The Glaswegian youngster and her father Mark, a former Scottish Comedian of the Year, have racked up almost 100 million views with their videos on BBC Scotland’s website.
Nelson’s News at 3 series was also awarded the best online comedy prize at the fourth annual ceremony, which has been moved in the calendar to coincide with the start of the festival season in Edinburgh.
Meanwhile, Frankie Boyle, Des Clarke, Richard Gadd, Fred MacAulay and Bruce Morton were also among the big winners at the ceremony last night.
The revival of Still Game after a nine-year hiatus saw it edge out Two Doors Down and Scot Squad in the best TV category.
Breaking the News, BBC Scotland’s topical panel show, which is fronted by Clarke, was named best radio show, while he was named best radio comic.
Boyle, who returned to the nation’s screens after a lengthy hiatus with BBC series New World Order, was named best TV comic.
But it was Isla who stole the show, being named best actress ahead of Still Game favourite Jane McCarry and two other BBC Scotland stars – Doon MacKichan of Two Doors Down and Scot Squad’s Karen Bartke.
In one episode, Isla lampooned Theresa May’s famous campaign slogan, saying: “Strong and stable, strong and stable, that’s all she says. It’s a government dad, not Ikea furniture.”
Asked about the election campaign by her father, Isla said: “I’m sick of elections. They’re closing my nursery. It was my turn in the sandpit on Thursday.”
Anthony Browne, executive producer of social media at BBC Scotland, has described Isla as the “breakout star” of the Short Stuff comedy series.

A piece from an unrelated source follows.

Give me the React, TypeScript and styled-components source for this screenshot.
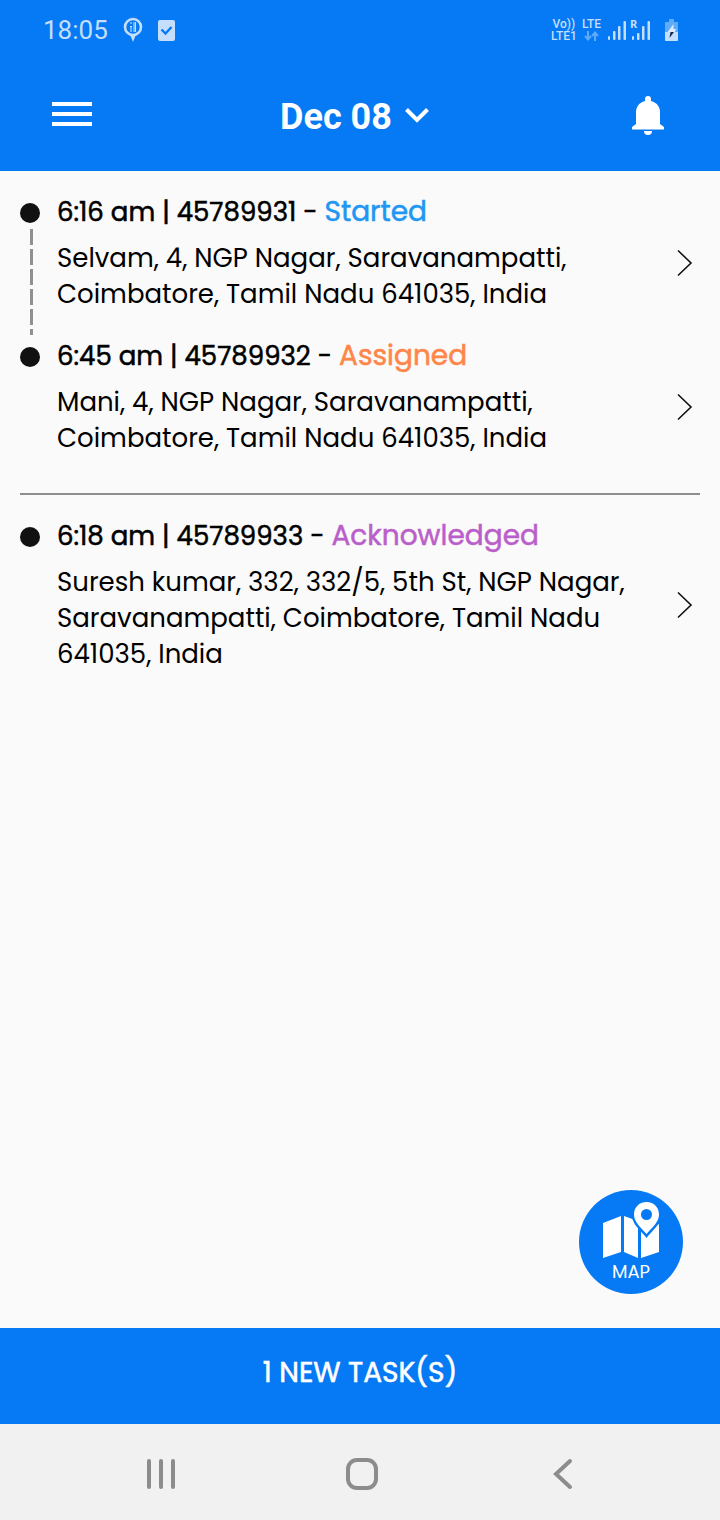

Meanwhile, Rising star Richard Gadd was given an outstanding a achievement award for being the first Scottish winner of the main comedy award at the Fringe for 29 years, while the Monkey Barrel in Edinburgh was named Scotland’s best large comedy club less than a year after opening its doors.
MacAulay and Morton were honoured along with fellow “Funny Farm” members Parrot, Libby MacArthur, Stu Who and David Cosgrove as the collective which emerged from the Glasgow comedy scene in the 1980s received a lifetime achievement award.
Awards founder Alan Anderson said: “The last year was a stand out one for Scottish comedy.
“Richard Gadd being the first Scot in 29 years to win the Edinburgh Comedy Award was without doubt the highlight.
“There is a great pool of talent on the stand-up circuit.
“However it’s on the small screen that Scotland is experiencing a vintage period thanks to the brilliant UK-wide response to shows such as Two Doors Down, Scot Squad and Still Game.”